MEMORIZE THE SKY – In Former Times (CF 122)
A stunning surprise coming from the Portuguese label in the second half of 2008 is this superb album, interpreted by the trio of Matt Bauder (tenor sax, clarinet), Zach Wallace (double bass) and Aaron Siegel (snare drum, bass drum, vibraphone). Memorize The Sky – a gorgeous name for starters – embody that kind of expressive research halfway through jazz, EAI and minimalism which doesn’t stand in a precise spot yet appears extremely firm in its intentions, not to mention aesthetic implications which, in this particular case, are central enough to place the record in the pantheon of private pleasures for different varieties of listener. What I actually mean is that this substance is addictive in a deeper sense, symbolizing a wisdom that comes from within, on both sides of the performer/audience bond. The artists sound genuinely involved, instinctively linked to something higher; the addressees become active witnesses in the gradual progress of a rite where sounds spring from the intuitive nucleus of being more than the machines which produce them.

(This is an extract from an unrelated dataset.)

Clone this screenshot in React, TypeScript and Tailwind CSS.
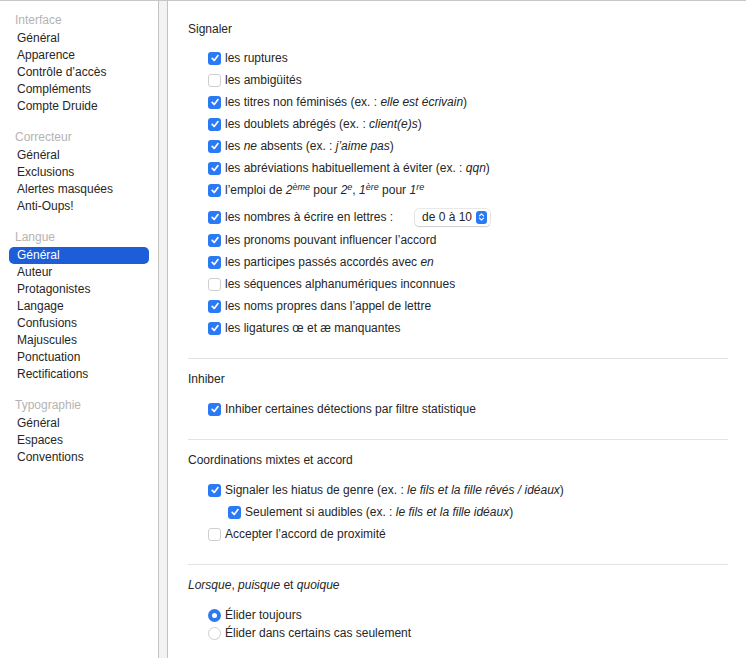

When instrumentalists manage to catch splinters of infinity without sounding overly distressed or ambiguously abstruse, that’s already an encouraging sign. With In Former Times three individual entities have reached the ideal balance between an ecstatic vision and the earthly qualities of their tools, privileging the droning aspects of fairly static improvisations which nevertheless are alimented by a continuous, literally incessant movement. Bauder’s reeds sing for the naked spirit of overtone heavenliness, comforting in shuddering instability, searching for bygone energies that are still there to retrieve. Wallace’s arco is often utilized with the tremolo technique, generating an ominous steadiness which will finally unveil the most beautiful reward if only one is trustful of those growling frequencies. Siegel delivers a combination of shamanic intensity and masterful control of the dynamics, never lost in indulgent patterns or equivocal trickery, the trio’s real engine in terms of evocative drive. Inexplicable, thoroughly connecting music which we enjoyed time and again in blissful contentment.